Hacker News new | past | comments | ask | show | jobs | submit login
Fast Lua Serialization (2023) (artemis.sh)
87 points by synergy20 10 months ago | hide | past | favorite | 50 comments



Kinda ironic that the article doesn't discuss it, but Lua was originally a data loading and simulation driving language for Fortran. Lua was the serialization format.

Lua itself can load millions of records per second from disk.


Lua was not originally a serialization format. It was a data entry format which was written by hand which then generated the files fed into simulations. Load speed was very important, but they weren't generating Lua. It has been used as a serialization format (for example, World of Warcraft saves UI state by generating Lua files), but that came along much later.

https://www.lua.org/history.html covers the early history.


I'm going to need to hear more about it because this is absolutely wild.



Good link. But for those who won't bother reading[1], that paper doesn't support the Fortran assertion. Fortran is only mentioned twice in the HOPL conference paper, once regarding syntax familiarity (lack of semicolons), and again in the context of FFI. In neither case is Fortran mentioned in a privileged manner, but rather alongside multiple other languages to highlight non-C, non-C++-specific considerations and motivations.

I know there are Fortran shops that make profitable use of Lua as both an embedded extension language and as a glue language. But Fortran users do so in the same way Lua is used with C, C++, and other languages. That merely reflects that the Lua creators had a good understanding of real-world software ecosystems, and successful in how they shaped the design and implementation to minimize impedance mismatches between Lua and other environments, across syntax, semantics, API, and various implementation details that are invariably ignored or overlooked in comparable languages.

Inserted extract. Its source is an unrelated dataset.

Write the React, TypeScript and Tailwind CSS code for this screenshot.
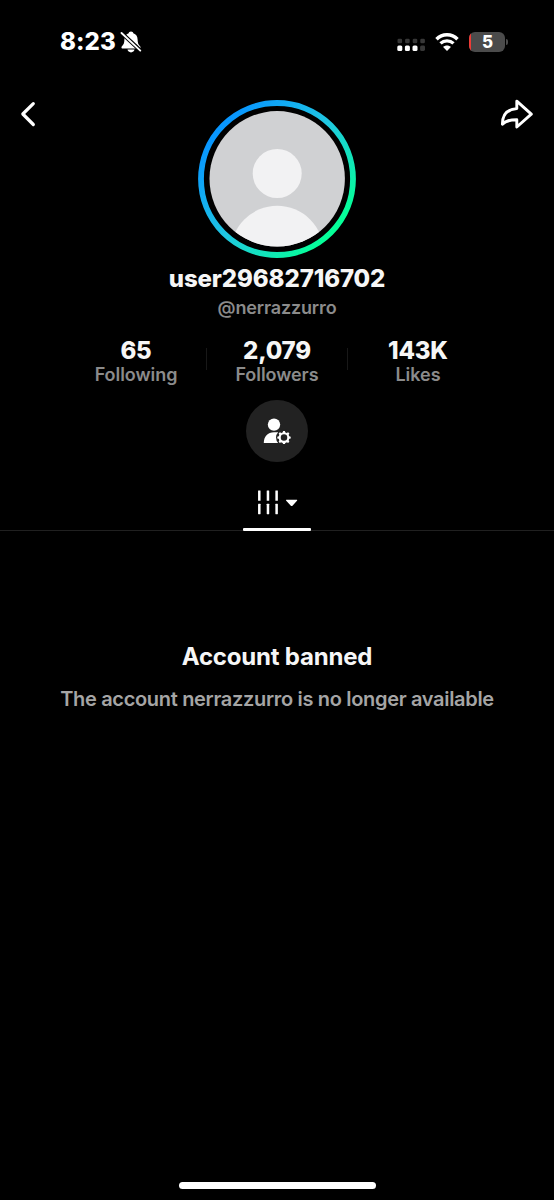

[1] For those who like reading, see https://www.lua.org/docs.html#papers


I second this (and see the link in response). Cliché, I’m sorry, but I’ll be looking for reasoning in TFA about 1-based versus 0-based indexing. Better for clerks, w/o programming in mind?


What would be the source for that first sentence of yours?


These days, LuaJIT 2.1 also comes with a highly specialized serializer.

https://luajit.org/ext_buffer.html#serialize


luajit buffer serialization is amazing fast and also surprisingly very space efficient. this should really be at the top of the thread.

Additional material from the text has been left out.